Hingga kini, 250 dari 1.831 pemohon rumah bersubsidi telah menyelesaikan proses administrasi dan bisa segera menempati rumah. Jumlah unit rumah yang siap dipakai tercatat 4.897 unit.
Tangkapan layar acara peletakan batu pertama program rumah bersubsidi Bakti Padamu Guru secara daring di Purwakarta, Jabar, Rabu (17/2/2021).

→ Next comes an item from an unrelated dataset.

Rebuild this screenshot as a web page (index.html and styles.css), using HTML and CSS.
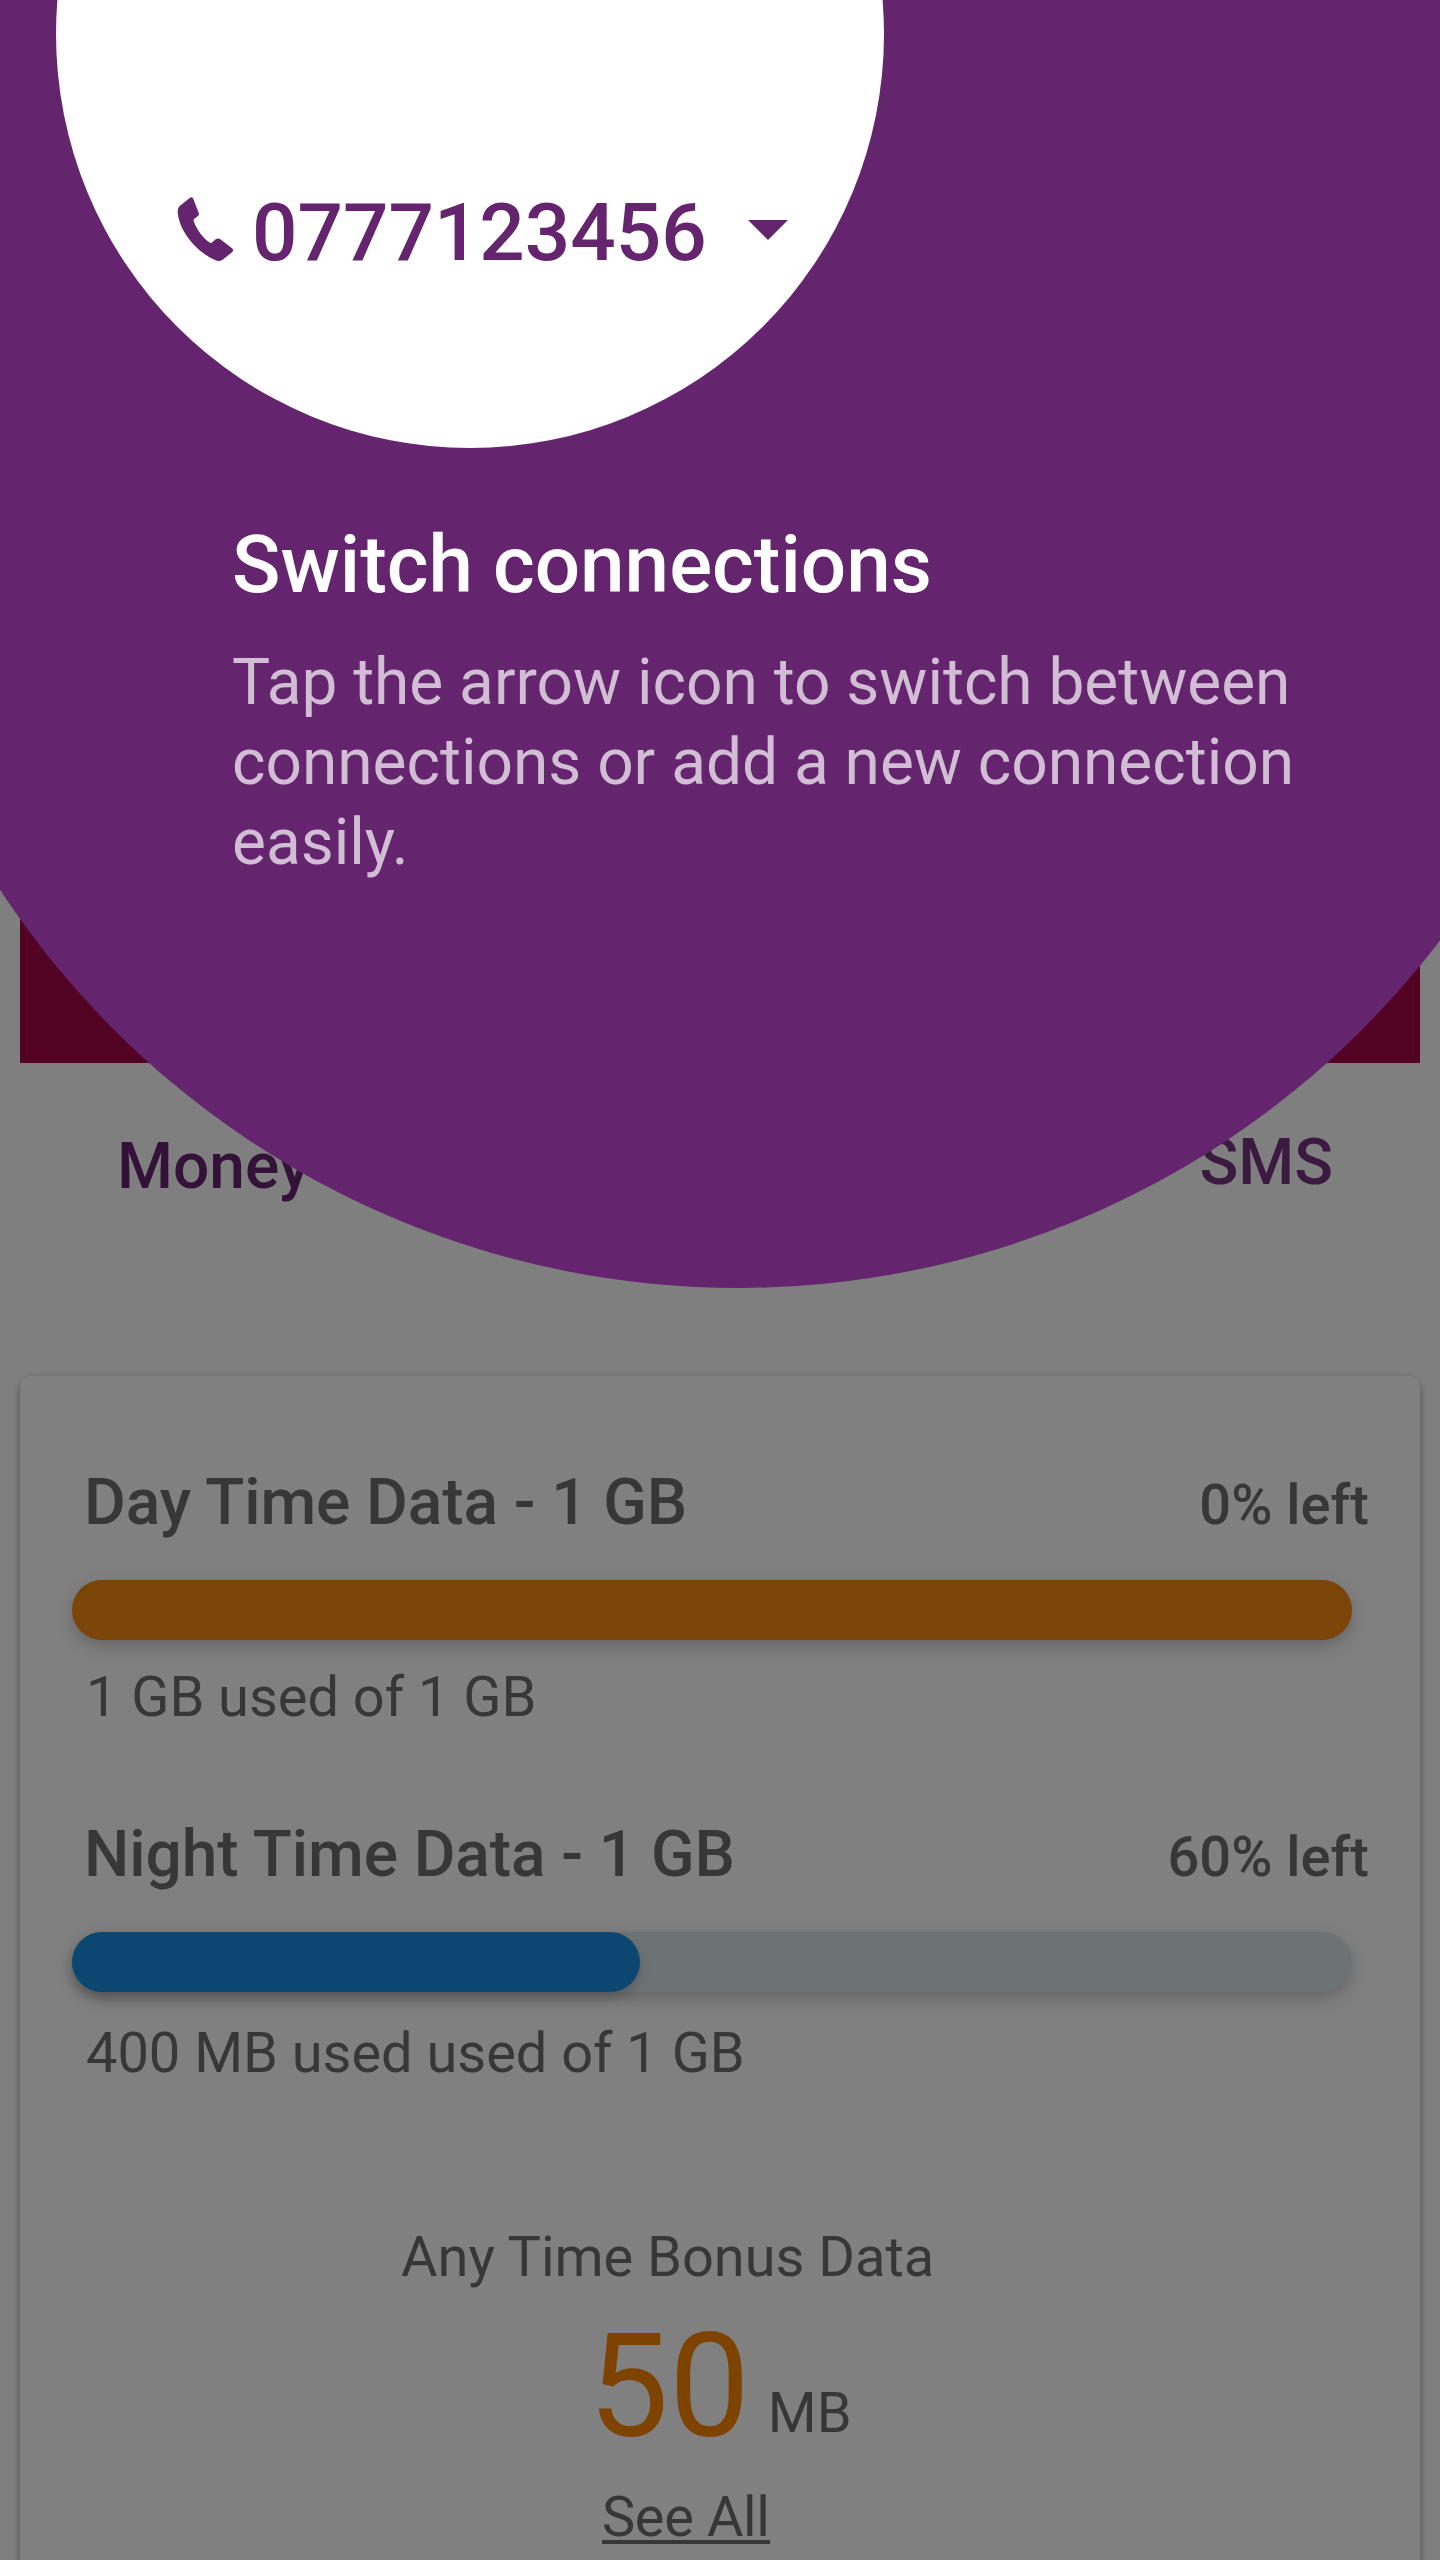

Ridwan Kamil menambahkan, kemudahan ini diharapkan bisa memberikan manfaat bagi para guru dan tenaga kependidikan di Jabar. Selain kualitas pendidikan, pihaknya juga berkomitmen mendorong kesejahteraan orang-orang yang berkontribusi besar dalam bidang pendidikan. Kemajuan kualitas pendidikan suatu daerah harus didukung pula dengan sumber daya yang sejahtera.
Selama ini, kata Kamil, mayoritas warga baru memiliki rumah di usia yang relatif tua. Dengan program ini, diharapkan mereka bisa mencicil rumah lebih cepat untuk ditinggali dengan keluarga. Ke depan, dia berencana membuat program serupa untuk profesi-profesi lainnya.
Menurut laporan Indeks Sentimen Keterjangkauan Konsumen yang dirilis Rumah.com (bagian dari perusahaan properti daring di Asia) pada 2019, lebih dari 50 persen responden mencari rumah dengan kisaran harga di bawah Rp 500 juta.
Sebanyak 41 persen responden mengatakan belum berminat membeli rumah dalam enam bulan ke depan. Mereka terkendala uang muka dan harga properti yang terlalu tinggi. Masalah uang muka menjadi kendala utama yang paling banyak dialami responden dari kalangan berpenghasilan rendah (< Rp 7 juta) dan paling sedikit dialami oleh kalangan berpenghasilan tinggi (> Rp 15 juta).
Responden kalangan milenial (usia 22-39 tahun) yang mencari rumah pertama baru berniat punya rumah sendiri setelah menikah. Sebanyak 24 persen responden memilih untuk mengontrak setelah keluar dari rumah orangtua karena berbagai alasan. Di antaranya, tidak punya cukup tabungan untuk membeli rumah dan harga properti yang terlalu mahal sehingga memilih menabung terlebih dulu.